#### Set problem
In full and without alteration, give the listing again.
── Information supplied
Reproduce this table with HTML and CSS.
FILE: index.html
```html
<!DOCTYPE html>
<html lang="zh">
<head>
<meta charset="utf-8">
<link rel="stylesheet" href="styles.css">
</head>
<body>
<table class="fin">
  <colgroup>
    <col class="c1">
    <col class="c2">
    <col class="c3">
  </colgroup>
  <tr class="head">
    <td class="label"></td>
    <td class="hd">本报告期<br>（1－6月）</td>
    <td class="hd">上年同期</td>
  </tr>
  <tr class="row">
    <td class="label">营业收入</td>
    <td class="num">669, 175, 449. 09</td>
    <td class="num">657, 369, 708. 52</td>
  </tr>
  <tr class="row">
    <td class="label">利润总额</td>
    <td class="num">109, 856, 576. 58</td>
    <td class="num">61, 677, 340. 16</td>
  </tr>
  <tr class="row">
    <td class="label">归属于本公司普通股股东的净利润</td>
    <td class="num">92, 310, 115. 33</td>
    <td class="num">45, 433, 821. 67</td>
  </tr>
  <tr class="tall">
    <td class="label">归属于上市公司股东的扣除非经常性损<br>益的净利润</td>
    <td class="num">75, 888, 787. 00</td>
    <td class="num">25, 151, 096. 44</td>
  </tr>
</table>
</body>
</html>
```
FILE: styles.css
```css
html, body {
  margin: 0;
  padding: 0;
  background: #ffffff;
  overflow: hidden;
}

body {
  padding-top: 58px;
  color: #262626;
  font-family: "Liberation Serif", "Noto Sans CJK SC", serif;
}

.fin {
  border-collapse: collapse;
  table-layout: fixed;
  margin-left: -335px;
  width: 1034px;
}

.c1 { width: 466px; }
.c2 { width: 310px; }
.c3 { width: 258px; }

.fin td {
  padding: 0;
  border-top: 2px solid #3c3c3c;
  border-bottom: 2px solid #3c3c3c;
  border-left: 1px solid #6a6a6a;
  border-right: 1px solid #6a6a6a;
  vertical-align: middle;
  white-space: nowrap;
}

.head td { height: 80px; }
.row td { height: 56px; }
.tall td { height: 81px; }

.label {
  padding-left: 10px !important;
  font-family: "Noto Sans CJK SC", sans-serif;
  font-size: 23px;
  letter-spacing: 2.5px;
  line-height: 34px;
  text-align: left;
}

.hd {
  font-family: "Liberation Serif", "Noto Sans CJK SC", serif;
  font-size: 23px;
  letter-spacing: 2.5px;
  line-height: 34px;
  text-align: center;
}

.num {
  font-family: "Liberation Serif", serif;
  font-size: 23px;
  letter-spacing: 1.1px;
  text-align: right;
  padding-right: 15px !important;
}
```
────
#### Solution to this problem
Reproduce this table with HTML and CSS.
FILE: index.html
```html
<!DOCTYPE html>
<html lang="zh">
<head>
<meta charset="utf-8">
<link rel="stylesheet" href="styles.css">
</head>
<body>
<table class="fin">
  <colgroup>
    <col class="c1">
    <col class="c2">
    <col class="c3">
  </colgroup>
  <tr class="head">
    <td class="label"></td>
    <td class="hd">本报告期<br>（1－6月）</td>
    <td class="hd">上年同期</td>
  </tr>
  <tr class="row">
    <td class="label">营业收入</td>
    <td class="num">669, 175, 449. 09</td>
    <td class="num">657, 369, 708. 52</td>
  </tr>
  <tr class="row">
    <td class="label">利润总额</td>
    <td class="num">109, 856, 576. 58</td>
    <td class="num">61, 677, 340. 16</td>
  </tr>
  <tr class="row">
    <td class="label">归属于本公司普通股股东的净利润</td>
    <td class="num">92, 310, 115. 33</td>
    <td class="num">45, 433, 821. 67</td>
  </tr>
  <tr class="tall">
    <td class="label">归属于上市公司股东的扣除非经常性损<br>益的净利润</td>
    <td class="num">75, 888, 787. 00</td>
    <td class="num">25, 151, 096. 44</td>
  </tr>
</table>
</body>
</html>
```
FILE: styles.css
```css
html, body {
  margin: 0;
  padding: 0;
  background: #ffffff;
  overflow: hidden;
}

body {
  padding-top: 58px;
  color: #262626;
  font-family: "Liberation Serif", "Noto Sans CJK SC", serif;
}

.fin {
  border-collapse: collapse;
  table-layout: fixed;
  margin-left: -335px;
  width: 1034px;
}

.c1 { width: 466px; }
.c2 { width: 310px; }
.c3 { width: 258px; }

.fin td {
  padding: 0;
  border-top: 2px solid #3c3c3c;
  border-bottom: 2px solid #3c3c3c;
  border-left: 1px solid #6a6a6a;
  border-right: 1px solid #6a6a6a;
  vertical-align: middle;
  white-space: nowrap;
}

.head td { height: 80px; }
.row td { height: 56px; }
.tall td { height: 81px; }

.label {
  padding-left: 10px !important;
  font-family: "Noto Sans CJK SC", sans-serif;
  font-size: 23px;
  letter-spacing: 2.5px;
  line-height: 34px;
  text-align: left;
}

.hd {
  font-family: "Liberation Serif", "Noto Sans CJK SC", serif;
  font-size: 23px;
  letter-spacing: 2.5px;
  line-height: 34px;
  text-align: center;
}

.num {
  font-family: "Liberation Serif", serif;
  font-size: 23px;
  letter-spacing: 1.1px;
  text-align: right;
  padding-right: 15px !important;
}
```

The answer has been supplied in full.